Ohtani will post sometime within the next few months and will be had by some team at a massive bargain if the hype is real. A player who appears to have more arm-talent than bat, he allegedly may have the chops to be a two-way player in the MLB. However, if he’s truly arm-first, my personal belief is that he and his organization would be better-off having him focus on pitching, and leaving the DH’ing to field players. Ohtani represents a real chance for the organization to extend the current window. They simply have to land him before dozens of other teams and hope he’s truly a 5-7 Win pitcher.

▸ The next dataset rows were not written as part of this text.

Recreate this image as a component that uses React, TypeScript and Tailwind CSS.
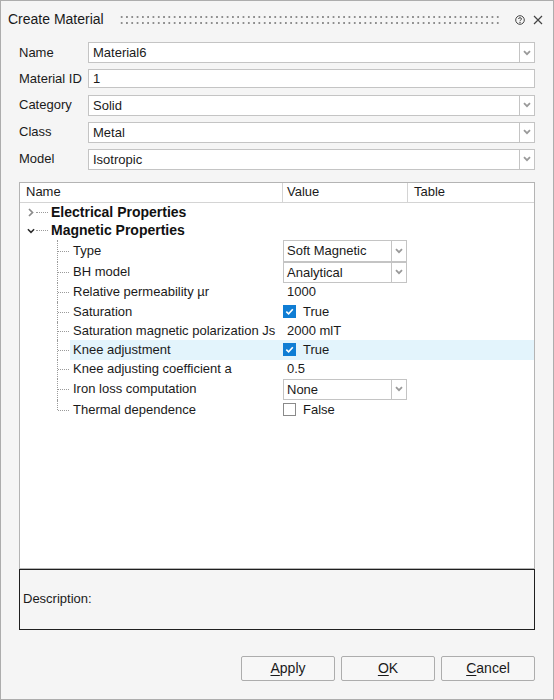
import React from "react";

const font = "font-['Liberation_Sans',Arial,sans-serif]";

function DropArrow() {
  return (
    <svg width="8" height="6" viewBox="0 0 8 6" fill="none">
      <path d="M1 1.2 L4 4.2 L7 1.2" stroke="#9a9a9a" strokeWidth="1.8" />
    </svg>
  );
}

function Combo({ value, className }: { value: string; className?: string }) {
  return (
    <div className={`flex border border-[#c4c4c4] bg-white ${className ?? ""}`}>
      <span className="flex flex-1 items-center pl-[3px] leading-none">{value}</span>
      <span className="flex w-[15px] items-center justify-center border-l border-[#c4c4c4]">
        <DropArrow />
      </span>
    </div>
  );
}

function Check({ on }: { on: boolean }) {
  return on ? (
    <span className="flex h-[13px] w-[13px] items-center justify-center bg-[#0f7dd4]">
      <svg width="11" height="11" viewBox="0 0 11 11" fill="none">
        <path d="M2.3 5.6 L4.6 7.8 L8.8 3.2" stroke="#fff" strokeWidth="1.6" />
      </svg>
    </span>
  ) : (
    <span className="h-[13px] w-[13px] border border-[#8a8a8a] bg-white" />
  );
}

type Value =
  | { kind: "combo"; text: string }
  | { kind: "text"; text: string }
  | { kind: "check"; on: boolean };

interface Prop {
  label: string;
  h: string;
  value: Value;
  selected?: boolean;
}

const props: Prop[] = [
  { label: "Type", h: "h-[22px]", value: { kind: "combo", text: "Soft Magnetic" } },
  { label: "BH model", h: "h-[21px]", value: { kind: "combo", text: "Analytical" } },
  { label: "Relative permeability µr", h: "h-[19px]", value: { kind: "text", text: "1000" } },
  { label: "Saturation", h: "h-[20px]", value: { kind: "check", on: true } },
  { label: "Saturation magnetic polarization Js", h: "h-[18px]", value: { kind: "text", text: "2000 mlT" } },
  { label: "Knee adjustment", h: "h-[20px]", value: { kind: "check", on: true }, selected: true },
  { label: "Knee adjusting coefficient a", h: "h-[19px]", value: { kind: "text", text: "0.5" } },
  { label: "Iron loss computation", h: "h-[21px]", value: { kind: "combo", text: "None" } },
  { label: "Thermal dependence", h: "h-[20px]", value: { kind: "check", on: false } },
];

function ValueCell({ value }: { value: Value }) {
  if (value.kind === "combo") return <Combo value={value.text} className="h-full w-[124px]" />;
  if (value.kind === "text") return <span className="pl-[4px]">{value.text}</span>;
  return (
    <span className="flex items-center gap-[7px]">
      <Check on={value.on} />
      <span>{value.on ? "True" : "False"}</span>
    </span>
  );
}

function GroupRow({ label, open, h }: { label: string; open: boolean; h: string }) {
  return (
    <div className={`flex items-center ${h} pl-[7px]`}>
      <span className="flex w-[8px] items-center justify-center">
        {open ? (
          <svg width="9" height="6" viewBox="0 0 9 6" fill="none">
            <path d="M1 1 L4.5 4.5 L8 1" stroke="#2a2a2a" strokeWidth="1.7" />
          </svg>
        ) : (
          <svg width="6" height="9" viewBox="0 0 6 9" fill="none">
            <path d="M1 1 L4.5 4.5 L1 8" stroke="#8a8a8a" strokeWidth="1.7" />
          </svg>
        )}
      </span>
      <span className="ml-[1px] w-[12px] border-t border-dotted border-[#9a9a9a]" />
      <span className="ml-[3px] text-[14px] font-bold text-[#111]">{label}</span>
    </div>
  );
}

export default function App() {
  const fields = [
    { label: "Name", value: "Material6", combo: true },
    { label: "Material ID", value: "1", combo: false },
    { label: "Category", value: "Solid", combo: true },
    { label: "Class", value: "Metal", combo: true },
    { label: "Model", value: "Isotropic", combo: true },
  ];

  return (
    <div className={`${font} flex h-[700px] w-[554px] flex-col border border-[#adadad] bg-[#f5f5f5] text-[13px] text-[#1a1a1a]`}>
      {/* title bar */}
      <div className="flex h-[37px] items-center pl-[7px] pr-[10px]">
        <span className="text-[14px] text-[#1a1a1a]">Create Material</span>
        <div className="ml-[15px] h-[12px] flex-1 bg-[radial-gradient(circle,#8e8e8e_1px,transparent_1.3px)] bg-[length:5.3px_6px]" />
        <svg className="ml-[15px]" width="10" height="10" viewBox="0 0 10 10" fill="none">
          <circle cx="5" cy="5" r="4.3" stroke="#444" strokeWidth="1" />
          <path d="M3.5 4 C3.5 2.3 6.5 2.3 6.5 4 C6.5 5 5 5 5 6.1" stroke="#444" strokeWidth="1" />
          <circle cx="5" cy="7.5" r="0.65" fill="#444" />
        </svg>
        <svg className="ml-[8px]" width="10" height="10" viewBox="0 0 10 10" fill="none">
          <path d="M1 1 L9 9 M9 1 L1 9" stroke="#444" strokeWidth="1.2" />
        </svg>
      </div>

      {/* form */}
      <div className="mt-[4px] flex flex-col gap-[6px] pl-[18px] pr-[18px]">
        {fields.map((f) => (
          <div key={f.label} className="flex items-center">
            <span className="w-[69px]">{f.label}</span>
            {f.combo ? (
              <Combo value={f.value} className="h-[21px] flex-1 [&>span:first-child]:pl-[4px]" />
            ) : (
              <div className="flex h-[19px] flex-1 items-center border border-[#c4c4c4] bg-white pl-[4px]">{f.value}</div>
            )}
          </div>
        ))}
      </div>

      {/* property tree */}
      <div className="mx-[18px] mt-[12px] flex h-[387px] flex-col border border-[#b4b4b4] bg-white">
        <div className="flex h-[20px] border-b border-[#d4d4d4]">
          <div className="flex w-[263px] items-center border-r border-[#d4d4d4] pl-[6px]">Name</div>
          <div className="flex w-[125px] items-center border-r border-[#d4d4d4] pl-[4px]">Value</div>
          <div className="flex flex-1 items-center pl-[6px]">Table</div>
        </div>
        <GroupRow label="Electrical Properties" open={false} h="h-[19px]" />
        <GroupRow label="Magnetic Properties" open h="h-[18px]" />
        {props.map((p, i) => {
          const last = i === props.length - 1;
          return (
            <div key={p.label} className={`flex ${p.h}`}>
              <span className="w-[37px]" />
              <span className="relative w-[13px]">
                <span
                  className={`absolute left-0 top-0 border-l border-dotted border-[#9a9a9a] ${last ? "h-1/2" : "h-full"}`}
                />
                <span className="absolute left-[1px] top-1/2 w-[11px] border-t border-dotted border-[#9a9a9a]" />
              </span>
              <div className={`flex flex-1 items-center ${p.selected ? "bg-[#e3f4fc]" : ""}`}>
                <span className="w-[213px] pl-[3px]">{p.label}</span>
                <div className="flex h-full items-center">
                  <ValueCell value={p.value} />
                </div>
              </div>
            </div>
          );
        })}
      </div>

      {/* description */}
      <div className="mx-[18px] flex h-[61px] items-center border border-[#1f1f1f] pl-[3px]">Description:</div>

      {/* buttons */}
      <div className="mt-[26px] flex justify-end gap-[6px] pr-[18px]">
        {[
          ["A", "pply"],
          ["O", "K"],
          ["C", "ancel"],
        ].map(([k, rest]) => (
          <button
            key={k}
            className="flex h-[25px] w-[94px] items-center justify-center rounded-[2px] border border-[#adadad] bg-[#f7f7f7] text-[14px] text-[#1a1a1a]"
          >
            <span className="underline underline-offset-[2px]">{k}</span>
            {rest}
          </button>
        ))}
      </div>
    </div>
  );
}
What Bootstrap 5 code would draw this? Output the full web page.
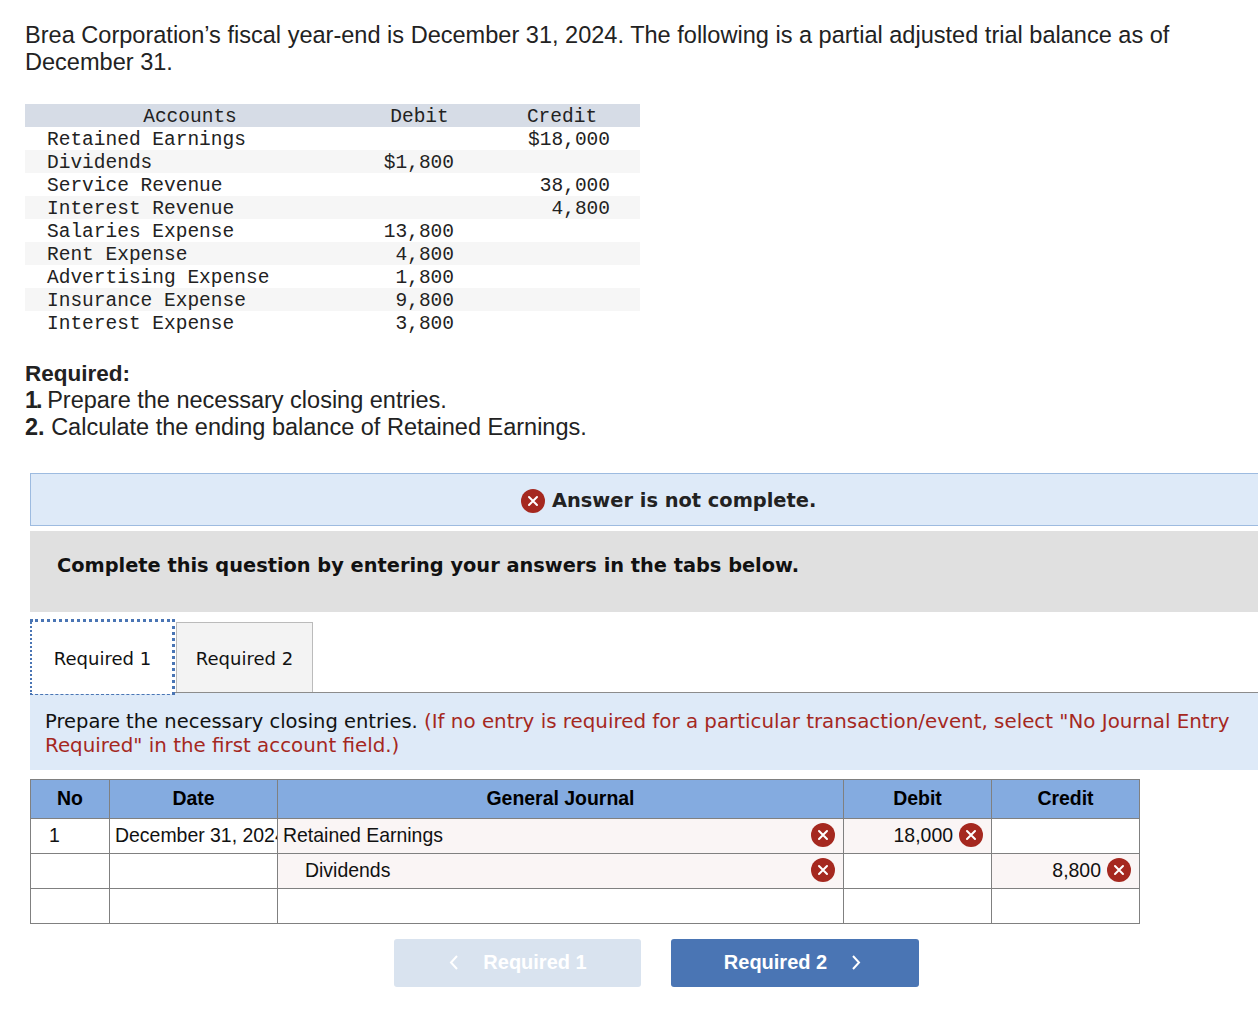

It all depends on how you view this organization, but per their words, they aren’t letting 2017 put them in sell-mode. The fact is this: anything tradable within the organization was either traded already or lost value over the past season. Edwin Diaz, Nelson Cruz, hell, even Kyle Seager, are all worth less now than they were this time last year. Moving large contracts like Cano or Felix would likely mean eating a ton of money, which the ownership hasn’t expressed a willingness to do. So here the Seattle Mariners are, stuck in the middle with an ever-aging roster and as close to zero in-house talent to improve them as imaginable. In all reality, 2018 might be the last chance this team has in creating a Wild Card roster in years. So, let’s go forward assuming this is the strategy of the front office. One last hurrah with this window.

The organization has to buy pitching, probably needs to find a rent-a-firstbaseman since they appear unable to make Daniel Vogelbach stick there, and has expressed desire in acquiring an outfielder (again). All this is to be done with what appears to be tight budget restrictions and in Jerry Dipoto’s apparent final-contract year. Shohei Ohtani represents a chance for this organization to really change its outlook for the next two or three years, yet its a long shot and a gamble all wrapped in a massive “what-if”. If anything, maybe that sentence is the most honest outlook for 2018 I could write.

Forced into an offseason coming off a disappointing year, with bloated contracts to aging stars, and a farm that appears to have no help arriving soon enough, the Seattle Mariners will likely be able to squabble together a squad that could be in the running for a Wild Card Spot. That likely means something to a large part of the fan base and shouldn’t be discounted. However, there’s no denying the truth that they’re years behind the Astros, and could easily be outpaced by both the Angels and Rangers again. Is building a team that simply hopes to compete for a play-in game a strategy that can allow the organization to overcome its obvious shortcomings? I guess we’re all going to find out together, huh.